Strategic succession planning asks: "Who are we developing today to lead the organization tomorrow?"

The distinction matters.

Modern succession planning has advanced beyond mere identification of potential replacements. Effective succession planning encompasses three fundamental components: replacement planning, leadership development, and knowledge transfer. It emphasizes not only the filling of positions but also the preservation of organizational capabilities, the transfer of institutional knowledge, and the cultivation of leaders whose competencies are aligned with the organization's future strategic trajectory. This approach is often referred to as Strategic Succession Planning.

Strategic succession planning acknowledges that leadership transitions should not be viewed as isolated incidents. Rather, succession planning ought to be purposefully integrated with organizational strategy, workforce planning, leadership development, and long-term organizational objectives.

In other words, succession planning is not about determining who gets the office. It is about ensuring the organization continues to thrive after the office changes occupants.

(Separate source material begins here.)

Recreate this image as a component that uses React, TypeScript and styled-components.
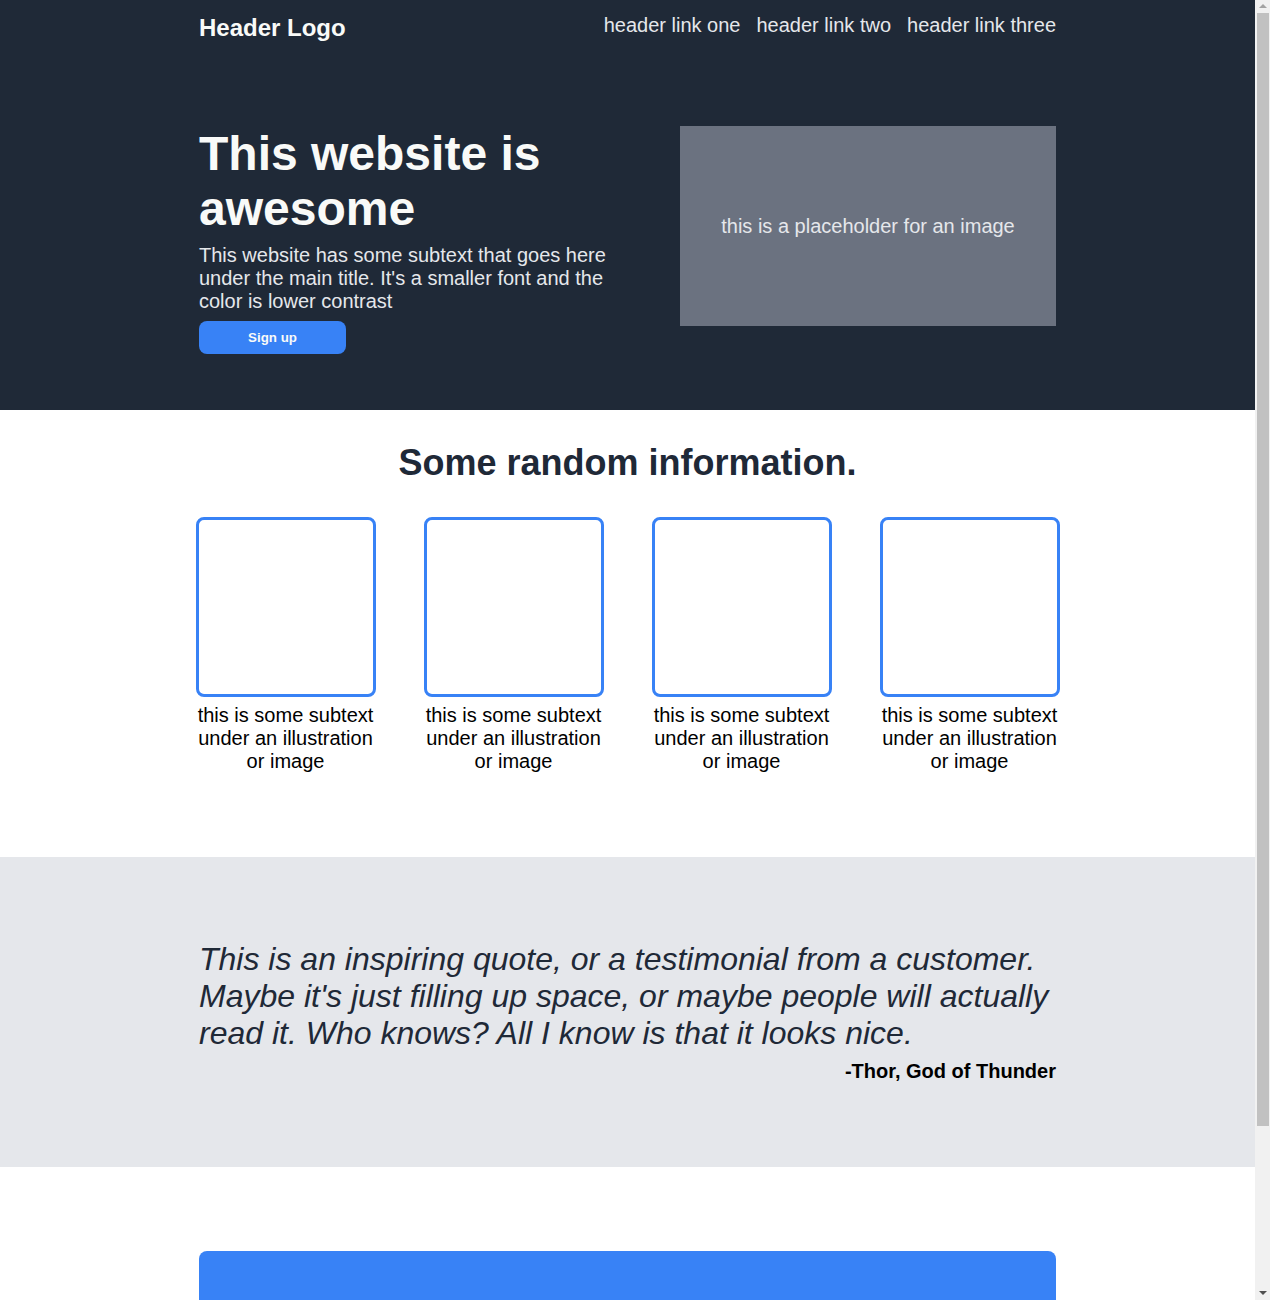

The strongest organizations understand this. They identify critical leadership roles long before vacancies occur. They assess succession risk. They develop emerging leaders. They create opportunities for mentoring and leadership growth. They intentionally transfer knowledge. They regularly evaluate leadership readiness. Most importantly, they treat succession planning as a continuous governance and leadership responsibility rather than an emergency response.

For organizations seeking to strengthen leadership continuity, four questions provide an excellent starting point:

  • Which leadership positions would create the greatest disruption if vacated tomorrow?
  • Who could assume those responsibilities today?
  • What knowledge, relationships, and expertise must be transferred before those leaders leave?
  • Does the board or executive team formally review succession readiness at least annually?

If the answer to any of these questions is, "I'm not sure," the succession plan may still be hiding in the bottom drawer.

Or perhaps it was never created at all.

The future rarely arrives without warning.

Leadership transitions are among the most predictable events an organization will face.

The organizations that thrive are not those that avoid leadership turnover. They are the organizations that prepare for it.

Because the most effective succession plans are not written when a leader leaves.

They are built years before a vacancy exists.

Succession planning is not a contingency plan. It is a governance strategy.

And organizations that fail to plan for leadership succession are not avoiding risk. They are creating it.

References

  • Ciampa, D., & Bryant, A. (2024, July 1). Power, Influence, and CEO Succession. Harvard Business Review, 1.
  • Schlichting, N. M. (2020). Succession Planning in Healthcare: Myths, Realities, and Practical Advice. Frontiers of Health Services Management, 36(4), 21–30. https://doi.org/10.1097/HAP.0000000000000084
  • Smith, M. J. (2019). Healthcare organizations and succession planning (Publication No. 13863542) [Doctoral dissertation, University of New England]. DUNE: DigitalUNE. https://dune.une.edu/theses/247
  • Wainright, C. F., York, G. S., & Wyant, D. K. (2021). Strategic Succession Planning for Healthcare Executives: A Forgotten Imperative. The Journal of Health Administration Education, 38(3), 809–838.